No. Where that ends is pretty much here, where a majority still believe the NYT and 60 minutes and such, and some minority believes instead in Fox News and the Daily Caller. Eventually the majority group will take over Fox and bring some subset of the minority back into the fold.
Why are average people reading news then? I mean I can sort of get why aperachniks are reading American Pravda rags, but again, as a useful activity, a person reading the news would be looking for accuracy on things that matter to them. As it becomes more obvious to average people that a given source isn’t accurate, then it’s really only useful to the choir as the point of them reading and watching news is to know what to say in dinner parties or business talk or whatever. NYT might be useful for that, but if most people now see a NYT article as simply skimping for wokeness and global order and so on, it’s not going to convince them of anything. In fact, it would probably do the opposite— if NYT starts telling me about civilian deaths in Gaza, my first thought is “Israel must have gotten an important target.” Beyond a certain point, obvious propaganda starts pushing people in the wrong direction from the POV of the writers.
Because it makes them feel informed. And aligns them with their friends, co-workers, and acquaintances who also want to feel informed.

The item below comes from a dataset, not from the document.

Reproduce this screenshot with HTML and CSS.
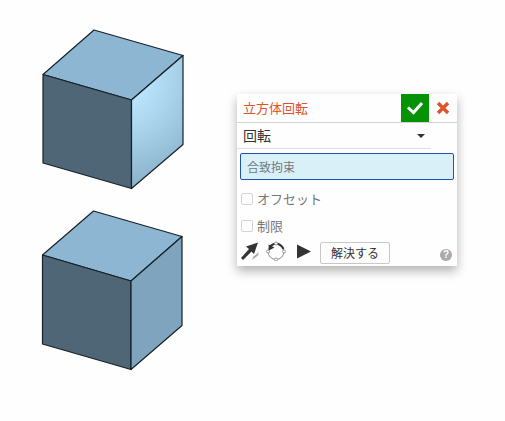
FILE: index.html
```html
<!DOCTYPE html>
<html lang="ja">
<head>
<meta charset="utf-8">
<title>立方体回転</title>
<link rel="stylesheet" href="styles.css">
</head>
<body>
<main class="workspace">
  <div class="model">
    <svg class="cube" viewBox="0 0 145 162" aria-hidden="true">
      <defs>
        <radialGradient id="shine" gradientUnits="userSpaceOnUse" cx="72" cy="48" r="112">
          <stop offset="0" stop-color="#bfe5ff"/>
          <stop offset=".3" stop-color="#b9e2fc"/>
          <stop offset=".55" stop-color="#a9d2eb"/>
          <stop offset=".8" stop-color="#97c0d9"/>
          <stop offset="1" stop-color="#8bb2cb"/>
        </radialGradient>
      </defs>
      <path class="top" d="M53 2 142 27.500 90.500 72 2 46.500Z"/>
      <path class="front" d="M2 46.500 90.500 72V160.500L2 135Z"/>
      <path class="lit" d="M90.500 72 142 27.500V116.500L90.500 160.500Z"/>
    </svg>
    <svg class="cube" viewBox="0 0 145 162" aria-hidden="true">
      <path class="top" d="M52.500 2 141 27.500 90 72 1.500 46Z"/>
      <path class="front" d="M1.500 46 90 72V160.500L1.500 135Z"/>
      <path class="side" d="M90 72 141 27.500V116.500L90 160.500Z"/>
    </svg>
  </div>
  <form class="dialog">
    <header class="head">
      <h1 class="title">立方体回転</h1>
      <button class="accept" type="button" aria-label="OK">
        <svg width="28" height="28" viewBox="0 0 28 28"><path d="m7 13.500 5.500 5L21 9" fill="none" stroke="#fff" stroke-width="3"/></svg>
      </button>
      <button class="cancel" type="button" aria-label="キャンセル">
        <svg width="28" height="28" viewBox="0 0 28 28"><path d="m9 9 10 10M19 9 9 19" fill="none" stroke="#e0522b" stroke-width="3.400"/></svg>
      </button>
    </header>
    <div class="kind">
      <select class="kind-select" aria-label="合致タイプ"><option>回転</option></select>
      <svg class="caret" width="8" height="4" viewBox="0 0 8 4" aria-hidden="true"><path d="M0 0h8L4 4Z" fill="#333"/></svg>
    </div>
    <input class="mate" type="text" placeholder="合致拘束" aria-label="合致拘束">
    <label class="check offset"><input type="checkbox">オフセット</label>
    <label class="check"><input type="checkbox">制限</label>
    <footer class="foot">
      <button class="tool" type="button" aria-label="軸を反転">
        <svg width="20" height="20" viewBox="0 0 20 20"><path d="M18 1.500 14 13 11.500 10.500 3 19 1 17 9 8 6 5.500Z" fill="#333"/><path d="M19 11 18 14.500 14 17.500 12 19 13.500 15.500Z" fill="#aaa"/></svg>
      </button>
      <button class="tool" type="button" aria-label="二次軸の向き">
        <svg width="20" height="20" viewBox="0 0 20 20"><circle cx="10" cy="10.500" r="8" fill="none" stroke="#888"/><path d="M10 2.500Q6 2.800 4 6M10 2.500Q15 3 17.500 8" fill="none" stroke="#333" stroke-width="2"/><path d="M2.500 3.500 3 9.500l5.500-3Z" fill="#333"/><g fill="#fff" stroke="#999"><circle cx="10" cy="2.500" r="1.500"/><circle cx="2" cy="10.500" r="1.500"/><circle cx="18" cy="10.500" r="1.500"/><circle cx="10" cy="18.500" r="1.500"/></g></svg>
      </button>
      <button class="tool" type="button" aria-label="アニメーション">
        <svg width="20" height="20" viewBox="0 0 20 20"><path d="M5 3.500 19 10.500 5 17.500Z" fill="#333"/></svg>
      </button>
      <button class="solve" type="button">解決する</button>
      <button class="help" type="button" aria-label="ヘルプ">?</button>
    </footer>
  </form>
</main>
</body>
</html>
```
FILE: styles.css
```css
* { box-sizing: border-box; }
body {
  margin: 0;
  background: #fefefe;
  color: #333;
  font: 13px/20px "Noto Sans CJK JP", sans-serif;
}
button, select, input { font: inherit; color: inherit; margin: 0; }
button { padding: 0; border: 0; background: none; }
svg { display: block; }
.workspace {
  display: flex;
  align-items: flex-start;
  padding: 28px 48px 28px 41px;
}
.model {
  flex: none;
  display: grid;
  gap: 19px;
  margin-right: 51px;
}
.cube { width: 145px; }
.cube path { stroke: #172127; stroke-width: 1.2; stroke-linejoin: round; }
.cube .top { fill: #8cb6d2; }
.cube .front { fill: #4e6675; }
.cube .side { fill: #7fa5be; }
.cube .lit { fill: url(#shine); }
.dialog {
  flex: 1;
  display: flex;
  flex-direction: column;
  margin-top: 66px;
  background: #fefefe;
  box-shadow: 0 5px 10px rgba(0, 0, 0, .3);
}
.head { display: flex; border-bottom: 1px solid #d2d2d2; }
.title {
  flex: 1;
  margin: 0;
  padding-left: 6px;
  font-size: 13px;
  line-height: 28px;
  font-weight: 400;
  color: #e0522b;
}
.accept { background: #059305; }
.kind {
  display: flex;
  align-items: center;
  margin-right: 26px;
  padding-right: 6px;
  border-bottom: 1px solid #ddd;
}
.kind-select {
  flex: 1;
  height: 25px;
  padding: 0 0 2px 6px;
  border: 0;
  background: none;
  appearance: none;
  font-size: 14px;
}
.mate {
  height: 27px;
  margin: 4px 3px 9px;
  padding: 0 6px;
  border: 1px solid #1c55aa;
  border-radius: 2px;
  background: #daf0f9;
  font-size: 12px;
}
.mate::placeholder { color: #707b80; opacity: 1; }
.check {
  display: flex;
  align-items: center;
  gap: 4px;
  padding-left: 4px;
  color: #777;
}
.offset { margin-bottom: 7px; }
.check input {
  appearance: none;
  width: 12px;
  height: 12px;
  border: 1px solid #d5d5d5;
  border-radius: 2px;
  background: #fefefe;
}
.foot {
  display: flex;
  align-items: flex-start;
  gap: 6px;
  padding: 5px 5px 2px 3px;
}
.solve {
  height: 22px;
  padding: 0 10px;
  margin-top: 1px;
  margin-left: 2px;
  border: 1px solid #c8c8c8;
  border-radius: 2px;
  font-size: 12px;
  line-height: 20px;
}
.help {
  align-self: flex-end;
  width: 12px;
  height: 12px;
  margin: 0 0 3px auto;
  border-radius: 50%;
  background: #aaa;
  color: #fff;
  font: bold 10px/12px "Liberation Sans", sans-serif;
}
```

The average people are the choir. People who care about the ground truth rather than the pravda are the weirdos, dissidents, and heretics. If the NYT starts telling them that IDF soldiers are headshotting kids in Israel, they start believing worse things about Israel. Even if they wanted to check, they can't, and they don't want to.
Totally off topic, but I am seeing this comment as 1d old and the comment it is replying to as 12h old, some sort of bug?